Freight fraud reached an all-time high in the first quarter of this year, according to the Freight Fraud Index Report released recently by Highway, a carrier identity platform.
Carriers holding legitimate motor carrier numbers and previously clean operating histories were responsible for roughly 50% of all theft incidents, a pattern that exposes the limits of traditional vetting, according to the report. The data reveals four dominant fraud sources in the first three months of the year:
- direct theft by rogue carriers
- compromised inboxes
- change-of-ownership schemes
- an accelerating wave of social engineering attacks
The quarter was reshaped by the Federal Motor Carrier Safety Administration’s Interim Final Rule on non-domiciled commercial driver’s licenses, which took effect March 16. Carriers facing license expiration or heightened enforcement scrutiny began treating loads as exit opportunities, contributing to multi-load theft runs by operators with established broker relationships and verified equipment histories, according to the Highway report.

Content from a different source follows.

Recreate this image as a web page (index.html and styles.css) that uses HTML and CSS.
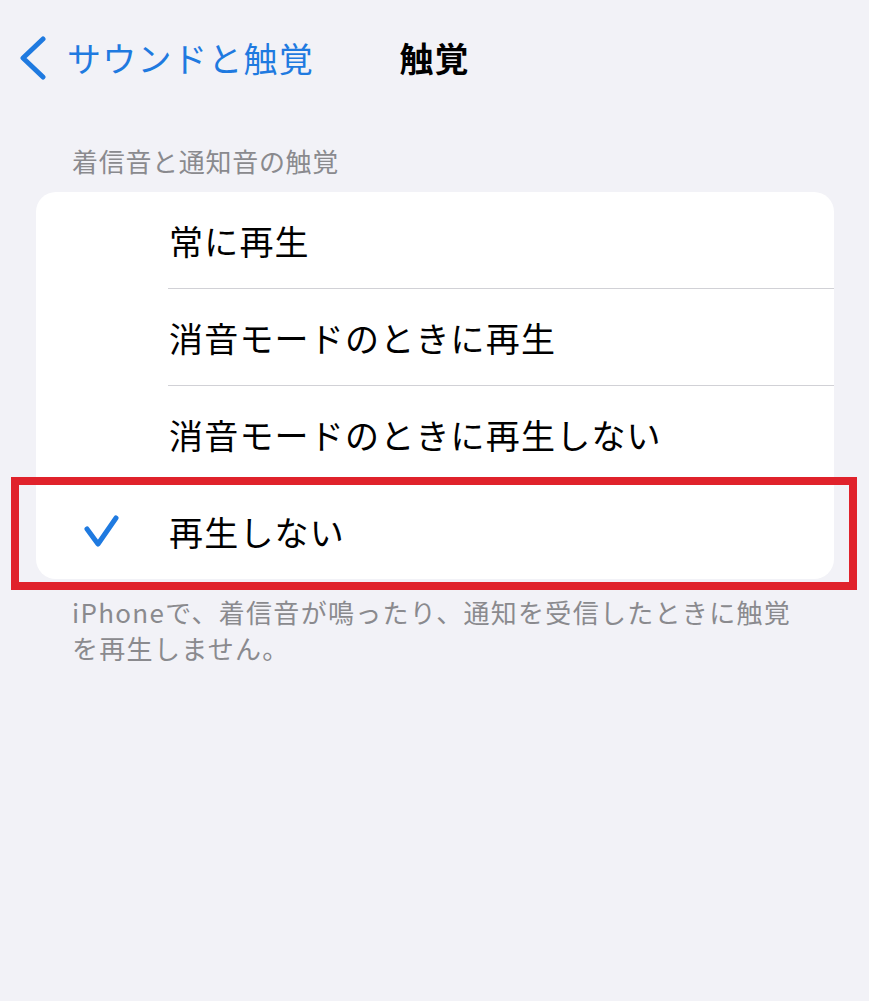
FILE: index.html
```html
<!DOCTYPE html>
<html lang="ja">
<head>
<meta charset="utf-8">
<title>触覚</title>
<link rel="stylesheet" href="styles.css">
</head>
<body>
<div class="page">
  <header class="nav">
    <div class="nav-left">
      <svg class="chevron" width="28" height="44" viewBox="0 0 28 44"><path d="M24 3 L4 22 L24 41" fill="none" stroke="#1f7ae0" stroke-width="5" stroke-linecap="round" stroke-linejoin="round"/></svg>
      <span class="back-label">サウンドと触覚</span>
    </div>
    <h1 class="nav-title">触覚</h1>
    <div class="nav-right"></div>
  </header>

  <div class="section-header">着信音と通知音の触覚</div>
  <div class="card">
    <div class="row"><div class="check-slot"></div><div class="label">常に再生</div></div>
    <div class="row"><div class="check-slot"></div><div class="label">消音モードのときに再生</div></div>
    <div class="row"><div class="check-slot"></div><div class="label">消音モードのときに再生しない</div></div>
    <div class="row last"><div class="check-slot">
      <svg class="check" width="40" height="36" viewBox="0 0 40 36"><path d="M5 16 L16 31 L34 5" fill="none" stroke="#1f7ae0" stroke-width="5" stroke-linecap="round" stroke-linejoin="round"/></svg>
    </div><div class="label">再生しない</div></div>
  </div>
  <p class="footer">iPhoneで、着信音が鳴ったり、通知を受信したときに触覚を再生しません。</p>

  <div class="highlight"></div>
</div>
</body>
</html>
```
FILE: styles.css
```css
html, body {
  margin: 0;
  padding: 0;
  background: #f2f2f7;
}
.page {
  position: relative;
  width: 869px;
  min-height: 1001px;
  font-family: "Noto Sans CJK JP", "Noto Sans", sans-serif;
}
.nav {
  height: 116px;
  display: grid;
  grid-template-columns: 1fr auto 1fr;
  align-items: center;
}
.nav-left {
  display: flex;
  align-items: center;
  padding-left: 19px;
  gap: 20px;
}
.chevron { display: block; }
.back-label {
  color: #1f7ae0;
  font-size: 34px;
  line-height: 44px;
  letter-spacing: 1.3px;
}
.nav-title {
  margin: 0;
  font-size: 34px;
  font-weight: 700;
  line-height: 44px;
  color: #000;
  letter-spacing: 1px;
}
.section-header {
  padding: 30px 0 0 72px;
  font-size: 26px;
  line-height: 30px;
  color: #8a8a8e;
  margin-bottom: 16px;
  letter-spacing: 0.7px;
}
.card {
  margin: 0 35px 0 36px;
  background: #fff;
  border-radius: 20px;
  overflow: hidden;
}
.row {
  display: flex;
  align-items: stretch;
}
.check-slot {
  width: 132px;
  flex: none;
  display: flex;
  align-items: center;
  padding-left: 46px;
  box-sizing: border-box;
}
.check { display: block; }
.label {
  flex: 1;
  height: 96px;
  display: flex;
  align-items: center;
  border-bottom: 1px solid #d1d1d6;
  font-size: 34px;
  color: #000;
  padding-left: 1px;
  letter-spacing: 1.2px;
}
.row.last .label { border-bottom: none; }
.footer {
  margin: 0;
  padding: 15px 66px 0 72px;
  font-size: 26px;
  line-height: 36px;
  color: #8a8a8e;
  letter-spacing: 1.3px;
}
.highlight {
  position: absolute;
  left: 11px;
  top: 477px;
  width: 846px;
  height: 113px;
  box-sizing: border-box;
  border: 8px solid #e0222b;
}
```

“Fraud has moved from rules to process,” said Michael Grace, vice president of customer risk management at Highway. “Just because you’ve run a thousand loads with a carrier doesn’t mean the next one is safe. There’s a level of risk that’s happening anytime you hire someone.”
It was a busy three months for Highway, during which the company:
- blocked 527,940 fraudulent inbound emails, a 49.9% year-over- year increase
- saw change-of-ownership fraud surge 169.6%, with 399 ownership changes flagged across carrier profiles
- intercepted 71,801 spoofed phone calls and recorded 2,256 reported instances of identity theft, up 89.6% year over year.
- found email-based fraud accounted for roughly 26% of all incidents; change-of-ownership activity, approximately 20%.
Social engineering emerged as the fastest-growing threat in the first quarter. Bad actors impersonated Highway representatives by phone to request verification codes, targeted after-hours teams to extract load details, and spoofed reroute communications after legitimate pickups.
Highway said it will never call a broker or carrier to request a verification code.
“In today’s freight environment, trust can be transferred with a signature and an MC number,” said Michael Caney, chief commercial officer at Highway. “Brokers can’t just verify companies anymore. They have to verify who is actually operating behind the authority.”
Top states for theft activity in the first quarter were:
- California
- New Jersey
- Indiana
- Maryland
- Illinois
- North Carolina
- Pennsylvania
Highway said the most frequently targeted commodities include meat and seafood, semi-precious metals, and electronics.
International access attempts into broker networks reached 551, originating most frequently from India, Pakistan, and Serbia.
As produce season drives freight volumes higher through the second quarter, theft activity remains concentrated in the same corridors and commodity types that will see increased movement.